> [TASK DETAILS]: Repeat, exactly and completely, the material that follows. Omit the pictures.

> [MATERIAL]:
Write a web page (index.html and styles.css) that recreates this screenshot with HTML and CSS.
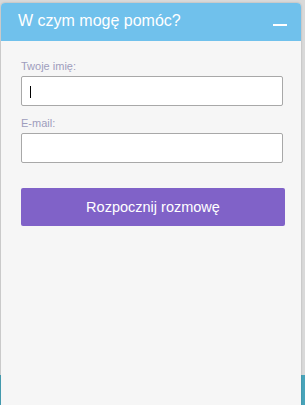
FILE: index.html
```html
<!DOCTYPE html>
<html lang="pl">
<head>
<meta charset="UTF-8">
<meta name="viewport" content="width=device-width, initial-scale=1.0">
<title>Czat</title>
<link rel="stylesheet" href="styles.css">
</head>
<body>
    <div class="chat-widget">
        <div class="chat-header">
            <span class="chat-title">W czym mogę pomóc?</span>
            <span class="minimize"></span>
        </div>
        <form class="chat-form" onsubmit="return false">
            <label for="name">Twoje imię:</label>
            <div class="input-box"><span class="caret"></span></div>
            <label for="email">E-mail:</label>
            <div class="input-box"></div>
            <button type="submit">Rozpocznij rozmowę</button>
        </form>
    </div>
</body>
</html>
```

FILE: styles.css
```css
html, body {
height: 100%;
}

body {
margin: 0;
font-family: "Liberation Sans", Arial, sans-serif;
background: linear-gradient(to bottom, #d9d9d9 0, #d9d9d9 375px, #48a4ba 375px);
overflow: hidden;
}

.chat-widget {
margin: 3px 4px 0 1px;
height: calc(100% - 3px);
background: #f6f6f6;
border-radius: 4px 4px 0 0;
box-shadow: 0 0 2px rgba(0, 0, 0, 0.25);
}

.chat-header {
height: 38px;
background: #70c1ec;
border-radius: 4px 4px 0 0;
display: flex;
align-items: center;
justify-content: space-between;
padding: 0 14px 0 17px;
}

.chat-title {
color: #ffffff;
font-size: 16px;
margin-top: -2px;
}

.minimize {
width: 14px;
height: 2px;
background: #ffffff;
margin-top: 6px;
}

.chat-form {
padding: 19px 16px 0 20px;
}

label {
display: block;
font-size: 11px;
color: #9e9dbd;
margin-bottom: 4px;
}

.input-box {
height: 28px;
width: 260px;
background: #ffffff;
border: 1px solid #a8a8a8;
border-radius: 2px;
margin-bottom: 11px;
position: relative;
}

.caret {
position: absolute;
left: 8px;
top: 9px;
width: 1px;
height: 12px;
background: #000000;
}

button {
display: block;
width: 264px;
height: 38px;
margin-top: 25px;
background: #8062c8;
color: #ffffff;
border: none;
border-radius: 2px;
font-family: "Liberation Sans", Arial, sans-serif;
font-size: 14.5px;
cursor: pointer;
}
```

> [TASK RESULT]:
Write a web page (index.html and styles.css) that recreates this screenshot with HTML and CSS.
FILE: index.html
```html
<!DOCTYPE html>
<html lang="pl">
<head>
<meta charset="UTF-8">
<meta name="viewport" content="width=device-width, initial-scale=1.0">
<title>Czat</title>
<link rel="stylesheet" href="styles.css">
</head>
<body>
    <div class="chat-widget">
        <div class="chat-header">
            <span class="chat-title">W czym mogę pomóc?</span>
            <span class="minimize"></span>
        </div>
        <form class="chat-form" onsubmit="return false">
            <label for="name">Twoje imię:</label>
            <div class="input-box"><span class="caret"></span></div>
            <label for="email">E-mail:</label>
            <div class="input-box"></div>
            <button type="submit">Rozpocznij rozmowę</button>
        </form>
    </div>
</body>
</html>
```

FILE: styles.css
```css
html, body {
height: 100%;
}

body {
margin: 0;
font-family: "Liberation Sans", Arial, sans-serif;
background: linear-gradient(to bottom, #d9d9d9 0, #d9d9d9 375px, #48a4ba 375px);
overflow: hidden;
}

.chat-widget {
margin: 3px 4px 0 1px;
height: calc(100% - 3px);
background: #f6f6f6;
border-radius: 4px 4px 0 0;
box-shadow: 0 0 2px rgba(0, 0, 0, 0.25);
}

.chat-header {
height: 38px;
background: #70c1ec;
border-radius: 4px 4px 0 0;
display: flex;
align-items: center;
justify-content: space-between;
padding: 0 14px 0 17px;
}

.chat-title {
color: #ffffff;
font-size: 16px;
margin-top: -2px;
}

.minimize {
width: 14px;
height: 2px;
background: #ffffff;
margin-top: 6px;
}

.chat-form {
padding: 19px 16px 0 20px;
}

label {
display: block;
font-size: 11px;
color: #9e9dbd;
margin-bottom: 4px;
}

.input-box {
height: 28px;
width: 260px;
background: #ffffff;
border: 1px solid #a8a8a8;
border-radius: 2px;
margin-bottom: 11px;
position: relative;
}

.caret {
position: absolute;
left: 8px;
top: 9px;
width: 1px;
height: 12px;
background: #000000;
}

button {
display: block;
width: 264px;
height: 38px;
margin-top: 25px;
background: #8062c8;
color: #ffffff;
border: none;
border-radius: 2px;
font-family: "Liberation Sans", Arial, sans-serif;
font-size: 14.5px;
cursor: pointer;
}
```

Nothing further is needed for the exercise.